This grazes the subject of business honor, and business honor is a particularly difficult matter. Businessmen are only emerging from a past whose traditions are characterized by vagueness and expediency. The trader was bound, even to his kind, by no close ties. His honor was the honor of the wolf, of the pirate, or of the slave. Gradually came the realization that honesty was really the best policy, that stability and reciprocity were necessary, that credit was the condition of progress, and that behind credit stood integrity. Moreover, it began to be recognized that a man could be at the same time a gentleman and a trader, or, speaking more generally, a man of business. Thereupon, the standards of the gentleman and those of the businessman began by a kind of spiritual and social osmosis, to affect each other. The end is not yet, but the code of the gentleman is being stripped of some of its narrowness and whimsicality, and at the same time the code of the businessman is growing ashamed of its opportunism.

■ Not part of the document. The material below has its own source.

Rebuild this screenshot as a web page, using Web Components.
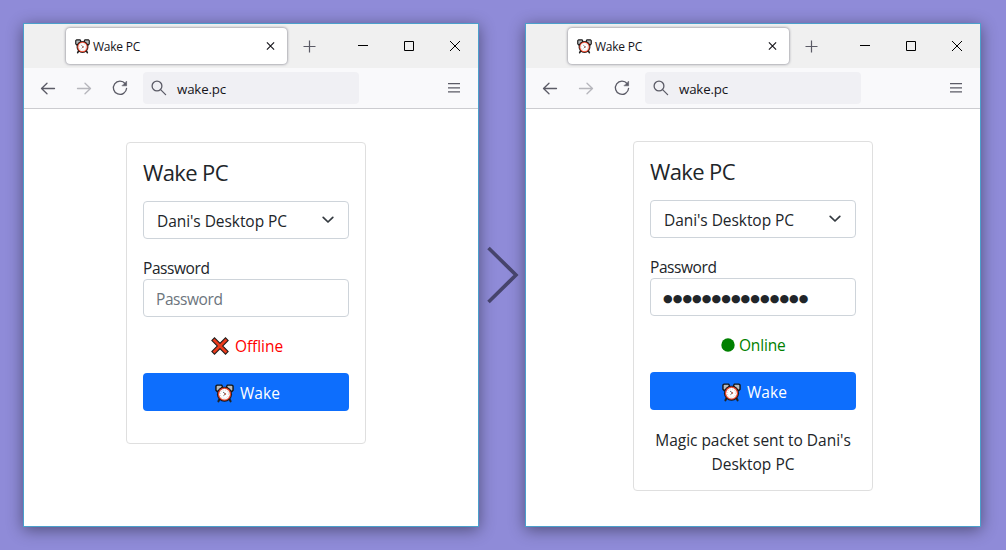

Naturally, this is what is happening, or going to happen, to all narrow honor-codes. With the breaking-down of class distinctions, the class-codes that have grown up within their boundaries must become blurred. The process of osmosis is going on everywhere. The growing conviction of the real solidarity of the human race is slowly working itself out in practical ways, and in the end it must give rise to a code of human honor which is the result of human needs. When this occurs, we shall get a code whose rulings, far from running counter to those of general morality, will reinforce them with the utmost rigor and universality. From this condition we are yet a long way off. We still have visions of lands where 'there ain't no Ten Commandments.' Indeed, they are more than visions, as any one may know by glancing at the condition of the African tribes in contact with Europeans, or of the Jews in Russia, or of the Indians in our own country. Many otherwise high-minded men are not keenly conscious of any obligations of honor toward the Chinese.

And even leaving out differences of race, which for historical reasons always tend to blur such obligations, we need not go far afield to find cases where a community is divided against itself. Take our large universities. Here the students have their own standards of honor, whose unwritten laws are more binding than any of those which either the police or the faculty stand for. The matter of cheating in studies is a case in point. Feeling about this has varied, and still varies widely, in the different institutions. It is probably gradually squaring itself with ordinary standards of morality. Yet the hoodwinking of an instructor by a student in the ordinary routine of the class-room is still regarded as, at worst, a venial offense. It is better not to cheat, says the code, the best fellows don't; yet on the whole it is 'up to the instructor.' But, on the other hand, if the students are competing for a prize, the ruling is quite different. It becomes sternly intolerant of the least shadow of dishonesty. For now it is not a case of the student against his instructor, but of the student against his fellow students. To take advantage of his instructor is one thing. To take advantage of a fellow student, snatching the prize by dishonest means, this is quite another. This is in the highest degree dishonorable.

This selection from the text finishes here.